The northern service wing comprises a single-storey and attic structure with two taller stair towers (later additions) abutting to the left. Its west elevation features bipartite windows at ground and first floor in a re-entrant angle, with a dormer to the left. The east elevation contains a window at centre ground level, a bipartite window to the left with a dormer above, and a gabled bay to the right with half-timbering to its gablehead and a tripartite window at ground and attic. A single-storey wing to the outer right includes a half-timbered porch in its re-entrant angle and a bipartite window. Single-storey outbuildings abut on the north return and opposite yard, now accommodating a garage, with the yard enclosed by a snecked red sandstone rubble wall.

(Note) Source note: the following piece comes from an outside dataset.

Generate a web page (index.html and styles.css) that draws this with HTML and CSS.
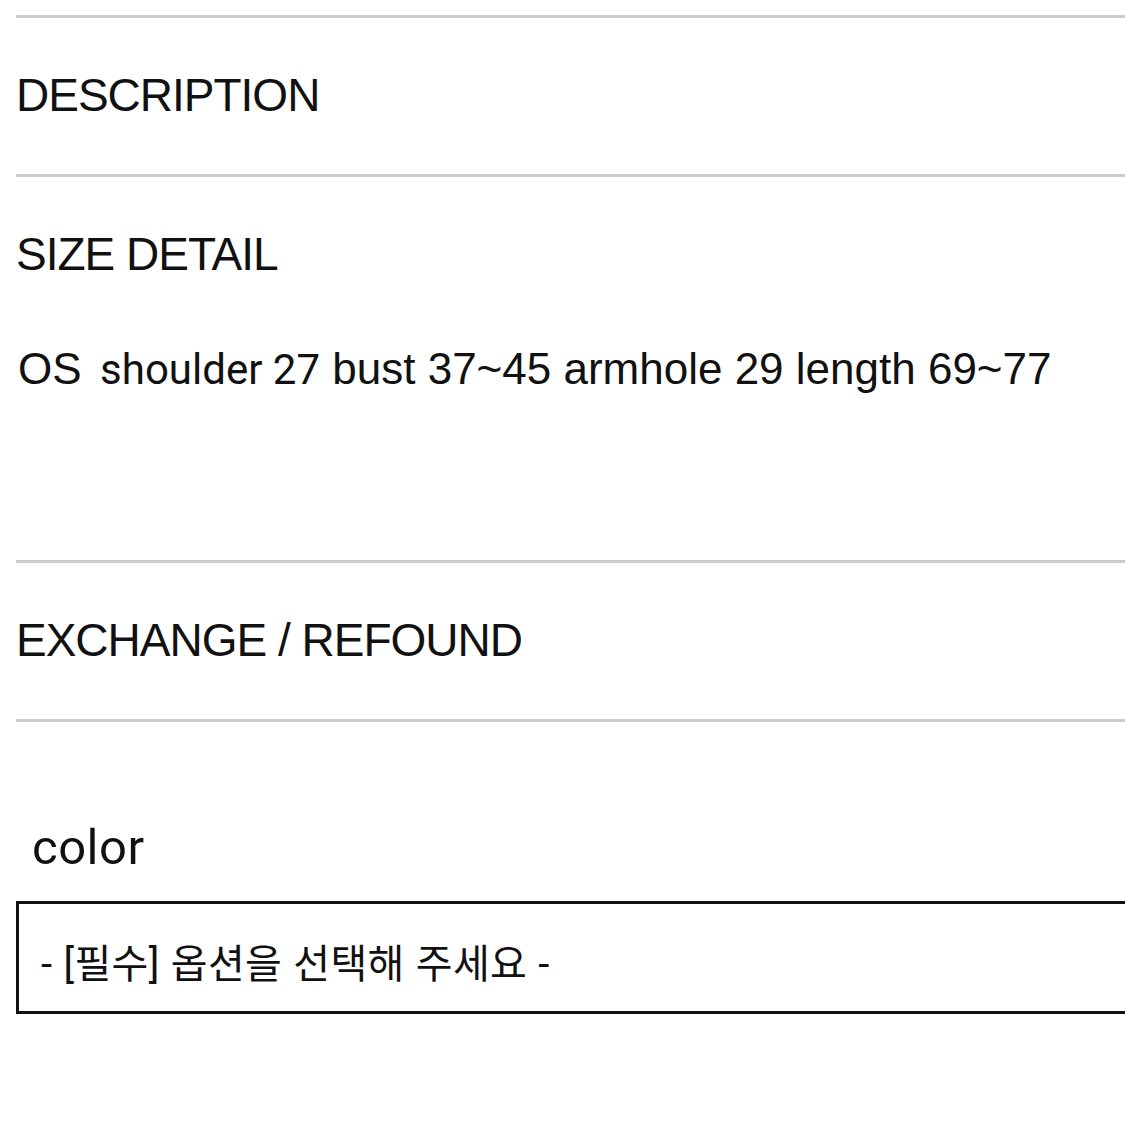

Windows throughout feature lead-pane glazing to ground floor windows as noted, mostly plate glass to casement windows, small-pane glazing to fixed upper panes, and small-pane work to casement and sash-and-case windows. The roof is finished in green slate with tall coped ashlar stacks and original rainwater goods throughout.

The interior is of marvellous richness. The hall features wainscoting with rendered and lined walls above as ashlar, a coffered ceiling, a moulded and lugged ashlar chimneypiece with panelled and pilastered overmantle, and an ashlar stair with timber balusters. A half-glazed vestibule door provides entrance.

The drawing-room contains two-leaf panelled doors framed by fluted pilasters and entablature, wainscoting, and a geometric plasterwork ceiling with coved cornice. An inglenook recess displays a moulded and lugged ashlar chimneypiece with marble surround and an ashlar and marble overmantle.

The dining room mirrors this decoration, featuring wainscoting and ceiling work with an inglenook recess displaying fluted pilasters to its angles and an overmantle with three round-headed panels set in squared frames with decorated arch and spandrels. A pilastered segmental-arched sideboard recess has pilasters detailed as those to the inglenook.

The attic billiard room is finished with fielded wainscoting and red tartan carpet, containing two timber chimneypieces, one featuring a round-arched inglenook.

A bedroom at first floor includes an inglenook.

The boundary includes snecked red sandstone rubble walls with a low rubble quadrant wall featuring an ashlar balustrade. Square piers are fluted and banded with ball finials. A fine two-leaf wrought-iron gate of curvilinear design with fleur-de-lis finials completes the entrance. A wellhead with low circular form features a simple wrought-iron overthrow of similar curvilinear design to the lintel, topped with a fleur-de-lis finial.